● TASK INSTRUCTIONS:
Lines holding the string "styles" are the ones to copy from this listing.

● RECORDED DATA:
========

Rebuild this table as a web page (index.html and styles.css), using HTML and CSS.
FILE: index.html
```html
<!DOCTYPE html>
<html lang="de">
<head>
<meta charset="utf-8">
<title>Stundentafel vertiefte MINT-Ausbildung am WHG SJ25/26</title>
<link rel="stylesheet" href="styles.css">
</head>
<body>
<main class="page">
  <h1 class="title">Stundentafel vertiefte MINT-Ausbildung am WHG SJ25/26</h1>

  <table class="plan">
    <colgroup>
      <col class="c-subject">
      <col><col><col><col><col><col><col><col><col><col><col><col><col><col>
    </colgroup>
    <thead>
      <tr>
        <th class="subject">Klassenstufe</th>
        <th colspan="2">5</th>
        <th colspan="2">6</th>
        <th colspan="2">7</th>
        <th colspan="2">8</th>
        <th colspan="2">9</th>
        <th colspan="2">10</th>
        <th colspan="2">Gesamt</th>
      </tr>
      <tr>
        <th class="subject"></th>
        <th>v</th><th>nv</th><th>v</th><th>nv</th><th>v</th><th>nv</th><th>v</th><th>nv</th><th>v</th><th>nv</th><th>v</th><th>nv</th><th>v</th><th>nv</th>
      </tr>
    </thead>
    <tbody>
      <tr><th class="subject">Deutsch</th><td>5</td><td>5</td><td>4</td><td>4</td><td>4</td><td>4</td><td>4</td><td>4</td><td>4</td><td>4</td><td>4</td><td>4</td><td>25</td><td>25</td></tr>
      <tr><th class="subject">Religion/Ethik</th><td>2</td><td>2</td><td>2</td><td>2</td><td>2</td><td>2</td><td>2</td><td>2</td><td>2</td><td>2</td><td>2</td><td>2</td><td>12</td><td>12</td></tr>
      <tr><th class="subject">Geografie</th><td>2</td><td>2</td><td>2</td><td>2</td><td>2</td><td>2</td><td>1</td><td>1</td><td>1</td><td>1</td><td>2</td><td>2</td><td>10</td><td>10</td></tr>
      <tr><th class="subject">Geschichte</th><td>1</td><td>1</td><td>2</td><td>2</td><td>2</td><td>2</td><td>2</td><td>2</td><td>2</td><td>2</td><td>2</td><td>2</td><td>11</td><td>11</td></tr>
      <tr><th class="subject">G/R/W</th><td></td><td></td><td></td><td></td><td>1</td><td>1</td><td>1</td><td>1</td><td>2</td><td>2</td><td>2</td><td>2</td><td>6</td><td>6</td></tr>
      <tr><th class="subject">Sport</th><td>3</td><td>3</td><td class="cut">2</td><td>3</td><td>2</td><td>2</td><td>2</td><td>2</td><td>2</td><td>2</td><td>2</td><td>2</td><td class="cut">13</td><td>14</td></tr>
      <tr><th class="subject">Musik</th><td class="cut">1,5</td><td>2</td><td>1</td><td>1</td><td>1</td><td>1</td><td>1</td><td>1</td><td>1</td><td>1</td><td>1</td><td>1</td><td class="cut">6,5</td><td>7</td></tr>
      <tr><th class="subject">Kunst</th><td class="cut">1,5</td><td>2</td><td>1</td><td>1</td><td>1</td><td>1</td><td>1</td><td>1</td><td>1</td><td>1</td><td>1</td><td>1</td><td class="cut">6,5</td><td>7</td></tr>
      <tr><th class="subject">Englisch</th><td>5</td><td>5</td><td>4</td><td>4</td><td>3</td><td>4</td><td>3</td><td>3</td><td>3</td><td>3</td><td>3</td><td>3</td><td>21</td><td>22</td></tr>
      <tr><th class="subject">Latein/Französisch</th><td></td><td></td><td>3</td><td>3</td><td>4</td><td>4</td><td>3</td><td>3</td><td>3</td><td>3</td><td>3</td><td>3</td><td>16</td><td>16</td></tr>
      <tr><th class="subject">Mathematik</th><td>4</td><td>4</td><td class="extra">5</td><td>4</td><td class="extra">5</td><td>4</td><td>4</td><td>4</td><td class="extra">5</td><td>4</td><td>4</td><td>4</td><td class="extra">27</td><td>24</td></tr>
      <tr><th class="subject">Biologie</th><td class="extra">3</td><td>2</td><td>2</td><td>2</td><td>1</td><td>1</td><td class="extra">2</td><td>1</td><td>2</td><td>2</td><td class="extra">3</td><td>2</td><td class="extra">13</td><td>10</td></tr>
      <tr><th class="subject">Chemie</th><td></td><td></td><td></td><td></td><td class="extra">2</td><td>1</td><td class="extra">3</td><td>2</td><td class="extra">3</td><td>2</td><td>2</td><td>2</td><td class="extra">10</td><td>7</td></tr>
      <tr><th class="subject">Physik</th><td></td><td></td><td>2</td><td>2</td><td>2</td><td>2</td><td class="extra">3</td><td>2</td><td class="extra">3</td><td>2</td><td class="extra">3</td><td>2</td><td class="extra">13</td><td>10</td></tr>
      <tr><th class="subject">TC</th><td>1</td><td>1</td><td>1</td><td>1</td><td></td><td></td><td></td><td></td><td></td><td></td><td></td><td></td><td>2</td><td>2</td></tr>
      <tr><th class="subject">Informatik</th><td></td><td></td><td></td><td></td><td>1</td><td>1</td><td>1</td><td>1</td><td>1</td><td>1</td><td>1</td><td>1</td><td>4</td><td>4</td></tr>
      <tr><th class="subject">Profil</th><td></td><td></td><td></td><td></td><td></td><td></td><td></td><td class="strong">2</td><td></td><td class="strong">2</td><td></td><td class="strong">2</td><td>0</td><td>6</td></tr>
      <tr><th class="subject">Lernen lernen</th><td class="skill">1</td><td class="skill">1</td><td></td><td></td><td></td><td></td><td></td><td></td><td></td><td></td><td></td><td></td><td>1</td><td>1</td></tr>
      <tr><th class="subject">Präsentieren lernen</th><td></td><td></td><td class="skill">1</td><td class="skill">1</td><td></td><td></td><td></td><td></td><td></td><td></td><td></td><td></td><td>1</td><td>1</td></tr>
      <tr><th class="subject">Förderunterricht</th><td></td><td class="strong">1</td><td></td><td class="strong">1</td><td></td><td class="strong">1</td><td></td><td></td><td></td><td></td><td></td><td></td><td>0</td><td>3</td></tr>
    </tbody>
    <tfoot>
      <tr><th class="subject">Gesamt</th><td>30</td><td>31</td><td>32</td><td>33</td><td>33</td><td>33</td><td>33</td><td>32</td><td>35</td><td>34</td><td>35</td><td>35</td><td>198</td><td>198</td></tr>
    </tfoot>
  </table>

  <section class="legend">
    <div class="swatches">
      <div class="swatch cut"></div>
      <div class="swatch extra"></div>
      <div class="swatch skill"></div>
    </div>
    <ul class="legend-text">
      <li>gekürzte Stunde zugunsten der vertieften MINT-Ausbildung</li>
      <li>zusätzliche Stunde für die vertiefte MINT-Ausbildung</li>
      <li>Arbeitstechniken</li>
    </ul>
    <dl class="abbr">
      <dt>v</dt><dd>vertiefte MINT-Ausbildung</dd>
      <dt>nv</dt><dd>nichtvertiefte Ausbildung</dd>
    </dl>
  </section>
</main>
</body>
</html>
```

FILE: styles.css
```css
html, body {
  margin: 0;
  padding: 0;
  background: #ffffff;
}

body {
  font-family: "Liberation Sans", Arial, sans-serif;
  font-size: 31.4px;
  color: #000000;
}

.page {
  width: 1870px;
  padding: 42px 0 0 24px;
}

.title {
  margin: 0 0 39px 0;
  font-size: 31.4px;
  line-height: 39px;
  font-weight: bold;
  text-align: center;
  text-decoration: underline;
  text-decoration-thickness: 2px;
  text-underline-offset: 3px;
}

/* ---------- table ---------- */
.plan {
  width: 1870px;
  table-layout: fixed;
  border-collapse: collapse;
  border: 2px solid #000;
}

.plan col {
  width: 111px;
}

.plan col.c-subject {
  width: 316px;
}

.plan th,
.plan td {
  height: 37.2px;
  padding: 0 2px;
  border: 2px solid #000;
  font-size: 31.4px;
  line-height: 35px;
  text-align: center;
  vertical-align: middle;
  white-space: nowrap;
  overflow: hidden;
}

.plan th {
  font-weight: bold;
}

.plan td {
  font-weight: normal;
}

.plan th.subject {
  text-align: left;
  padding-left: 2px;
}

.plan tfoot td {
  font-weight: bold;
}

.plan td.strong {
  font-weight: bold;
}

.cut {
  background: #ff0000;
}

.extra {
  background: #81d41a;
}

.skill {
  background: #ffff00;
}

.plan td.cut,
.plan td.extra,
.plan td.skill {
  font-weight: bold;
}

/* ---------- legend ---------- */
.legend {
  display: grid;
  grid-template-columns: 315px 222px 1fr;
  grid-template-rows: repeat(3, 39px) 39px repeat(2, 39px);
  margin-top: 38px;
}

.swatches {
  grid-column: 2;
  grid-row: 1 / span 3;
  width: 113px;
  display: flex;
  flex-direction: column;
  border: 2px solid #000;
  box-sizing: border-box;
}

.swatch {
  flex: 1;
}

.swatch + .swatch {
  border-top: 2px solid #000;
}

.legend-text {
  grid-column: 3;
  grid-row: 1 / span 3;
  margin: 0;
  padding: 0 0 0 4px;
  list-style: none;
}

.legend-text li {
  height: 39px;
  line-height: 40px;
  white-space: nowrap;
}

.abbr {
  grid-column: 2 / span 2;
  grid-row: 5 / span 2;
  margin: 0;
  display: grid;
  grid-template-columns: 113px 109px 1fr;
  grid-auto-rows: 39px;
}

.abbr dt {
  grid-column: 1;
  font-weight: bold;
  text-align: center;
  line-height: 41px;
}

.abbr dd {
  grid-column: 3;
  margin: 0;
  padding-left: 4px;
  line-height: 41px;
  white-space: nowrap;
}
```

========

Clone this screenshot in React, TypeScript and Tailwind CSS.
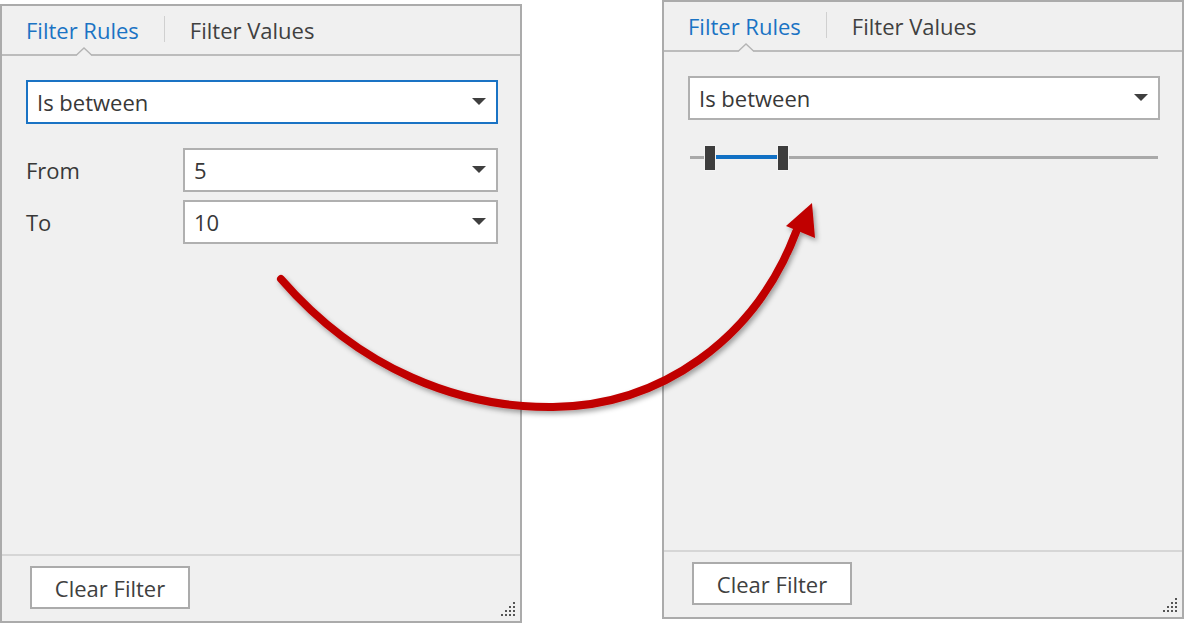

========

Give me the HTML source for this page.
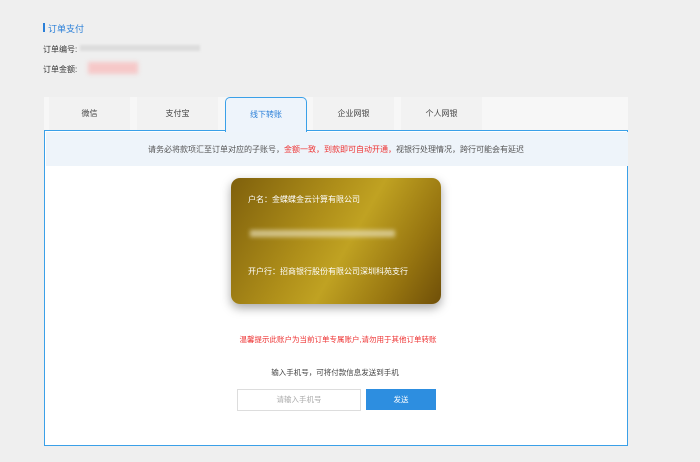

========

● RESPONSE FOR THIS EXERCISE:
Rebuild this table as a web page (index.html and styles.css), using HTML and CSS.
<link rel="stylesheet" href="styles.css">
FILE: styles.css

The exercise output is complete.